I can't argue with the fact that Hollywood has, still, successfully globalized the world -- a look at the international box office charts in weekly "Variety" will confirm that. And, while the Americans in the film may seem callous in buying the couple's life story, why is the couple selling it to begin with? The reasons for that, as it turns out, are not so innocuous, either.

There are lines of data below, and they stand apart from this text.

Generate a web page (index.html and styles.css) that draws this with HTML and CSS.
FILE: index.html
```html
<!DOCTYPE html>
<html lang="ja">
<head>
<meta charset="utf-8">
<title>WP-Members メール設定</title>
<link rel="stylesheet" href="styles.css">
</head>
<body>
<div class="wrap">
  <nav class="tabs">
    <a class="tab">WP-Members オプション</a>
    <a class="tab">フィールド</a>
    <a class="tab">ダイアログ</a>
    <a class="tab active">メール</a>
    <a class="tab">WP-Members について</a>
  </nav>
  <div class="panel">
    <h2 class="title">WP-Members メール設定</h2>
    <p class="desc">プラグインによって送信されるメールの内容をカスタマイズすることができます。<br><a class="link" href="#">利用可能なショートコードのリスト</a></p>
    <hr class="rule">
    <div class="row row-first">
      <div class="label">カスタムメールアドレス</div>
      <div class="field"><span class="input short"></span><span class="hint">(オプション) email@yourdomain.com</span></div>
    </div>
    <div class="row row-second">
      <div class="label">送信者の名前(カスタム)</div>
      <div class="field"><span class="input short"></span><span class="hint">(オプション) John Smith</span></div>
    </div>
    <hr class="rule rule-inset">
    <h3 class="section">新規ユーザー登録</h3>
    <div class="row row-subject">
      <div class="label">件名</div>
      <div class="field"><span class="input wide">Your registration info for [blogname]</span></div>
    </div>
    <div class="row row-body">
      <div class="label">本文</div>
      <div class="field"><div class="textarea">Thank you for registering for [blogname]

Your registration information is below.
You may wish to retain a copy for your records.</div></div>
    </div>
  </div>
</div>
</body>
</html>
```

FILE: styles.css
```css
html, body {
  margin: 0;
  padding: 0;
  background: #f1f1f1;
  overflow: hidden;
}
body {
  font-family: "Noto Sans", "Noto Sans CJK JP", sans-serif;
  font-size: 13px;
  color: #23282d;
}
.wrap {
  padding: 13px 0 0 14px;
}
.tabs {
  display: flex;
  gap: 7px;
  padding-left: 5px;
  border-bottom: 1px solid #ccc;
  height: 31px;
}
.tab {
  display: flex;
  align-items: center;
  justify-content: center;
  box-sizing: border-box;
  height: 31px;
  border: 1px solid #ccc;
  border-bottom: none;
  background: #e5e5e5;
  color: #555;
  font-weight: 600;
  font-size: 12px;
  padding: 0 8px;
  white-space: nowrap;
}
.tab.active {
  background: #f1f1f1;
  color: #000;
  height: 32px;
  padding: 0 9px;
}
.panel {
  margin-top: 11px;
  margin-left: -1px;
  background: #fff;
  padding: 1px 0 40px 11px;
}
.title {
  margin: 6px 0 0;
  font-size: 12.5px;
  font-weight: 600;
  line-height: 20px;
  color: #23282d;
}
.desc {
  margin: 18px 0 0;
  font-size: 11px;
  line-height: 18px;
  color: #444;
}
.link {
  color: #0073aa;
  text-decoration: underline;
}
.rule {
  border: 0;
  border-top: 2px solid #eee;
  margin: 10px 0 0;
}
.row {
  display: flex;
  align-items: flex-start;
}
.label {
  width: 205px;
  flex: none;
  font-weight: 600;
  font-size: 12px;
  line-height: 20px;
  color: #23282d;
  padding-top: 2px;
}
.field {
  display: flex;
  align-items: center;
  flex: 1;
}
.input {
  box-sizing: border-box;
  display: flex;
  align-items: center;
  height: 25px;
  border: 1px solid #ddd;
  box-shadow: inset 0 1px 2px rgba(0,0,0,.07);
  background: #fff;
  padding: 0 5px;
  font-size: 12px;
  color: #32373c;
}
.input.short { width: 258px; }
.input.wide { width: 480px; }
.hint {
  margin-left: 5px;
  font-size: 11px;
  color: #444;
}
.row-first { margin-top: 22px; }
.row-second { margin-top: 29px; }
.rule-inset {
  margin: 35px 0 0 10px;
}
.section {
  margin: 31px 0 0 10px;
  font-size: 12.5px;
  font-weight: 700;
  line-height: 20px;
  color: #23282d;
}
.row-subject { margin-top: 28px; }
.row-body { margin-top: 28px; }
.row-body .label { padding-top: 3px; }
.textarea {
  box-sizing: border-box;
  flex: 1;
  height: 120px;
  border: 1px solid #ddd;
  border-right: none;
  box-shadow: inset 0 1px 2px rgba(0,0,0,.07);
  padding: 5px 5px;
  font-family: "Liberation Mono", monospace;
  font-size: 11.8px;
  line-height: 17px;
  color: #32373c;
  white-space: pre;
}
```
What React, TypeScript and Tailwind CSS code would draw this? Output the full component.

The scene takes up a relatively tiny part of Godard's film, and it is but one component of Godard's general concern, which has to do with the reduction of life to the form of image -- or, more precisely, surface -- without weight, meaning, or relevance. The main character, Edgar (Bruno Putzulu), is a young, studious, serious-minded artist who has financial backing to make a project, but he can't quite realize what that project is going to be, or even what final form it's going to take. The first hour of the film, showing Edgar bustling to and fro throughout Paris, is shot in 35 mm. black-and-white film, and it is simply gorgeous to the eye, with nighttime scenes that evoke the same atmosphere, allure, and sheen as that in Jean-Pierre Melville's great film Bob le Flambeur. There's also good reason for the black-and-white: Edgar's backer (Remo Forlani) is buying up works of art, part of a collection that was scattered during the war, and at one point he's shown two paintings to examine -- identifying the paintings, and who they are by, is another matter, since the cinematography, of course, takes away all the color so that they're practically reduced to daubs and splashes. The artwork is simply something else of value that's traded and handed about, like currency and stocks, without any individual identity.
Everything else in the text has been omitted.